There are always unknowns surrounding a season opener. Coaching staffs do what they can to have their teams prepared for just about anything.
Part of the problem WVU’s coaches face this week is honing in on exactly what the Mountaineers need to be prepared for.
“You have to have the ability to adjust,” Brown said. “More of your game plan goes into what are you best at? Coming out of fall camp, you rep your whole package. Our defense does multiple things and gives us a bunch of different looks, so it’s not necessarily predicated on what we were good at last year, because the pieces are different.
“We’re guessing at best what they’re going to do defensively. How they played last year and what he’s done in the past when he’s called it, it’s just a guess. We don’t have 100 percent knowledge in what they’re going to do. So we have to focus on our players and schemes that we have the most confidence in and that we’ve had the most success in, and that’s what we’ll use going into the first contest.”
On the flip side, Maryland is preparing for its first non-conference game since 2019 and its first matchup with West Virginia since 2015.
While the Mountaineers will sport a new-look offensive line, quarterback Jarret Doege, running back Leddie Brown and top wideouts Bryce Ford-Wheaton, Winston Wright, Sam James and Sean Ryan are returnees.
There is more turnover on defense from a unit that defended the pass better than any team in college football last season.
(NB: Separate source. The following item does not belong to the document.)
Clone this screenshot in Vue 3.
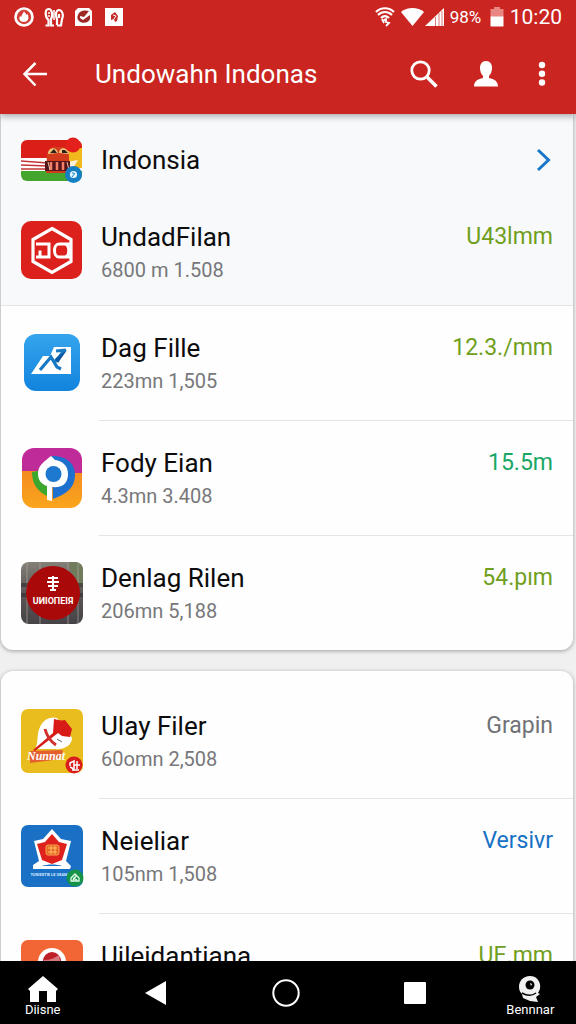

Still, linemen Akheem Mesidor and Dante Stills, linebacker Josh Chandler-Semedo and safeties Alonzo Addae and Sean Mahone allow West Virginia to return its fair share of production and experience on that side of the ball.
“As I told our team, what a great barometer for us to start off with a team coming off of a year where they went to a bowl game,” Locksley said.
Brown says he would feel more comfortable ahead of Saturday’s matchup if the Mountaineers had a chance to compete against anybody but themselves in preseason camp.
Unknowns would still exist, particularly going against three new coordinators. But the third-year WVU coach believes he’d have a better feel for what his team could offer.
“College football is lagging behind,” Brown said. “High schools have scrimmages. NFL teams have preseason scrimmages and dual practices. There’s a model out there in college football that we should explore that gives us an opportunity. I don’t know if we need to scrimmage, because our numbers are so low, but I think there’s a way to practice with another team and maybe even somebody at a lower level just to line up and play against somebody other than yourself.
“Any coach that says you know what you have, I don’t know that I believe them, because you’re playing against yourselves the whole time. That’s probably the biggest concern is where are we at. It’s definitely time to play and we need to see where we’re at and where we need to grow, but there’s always concern, because you don’t know.”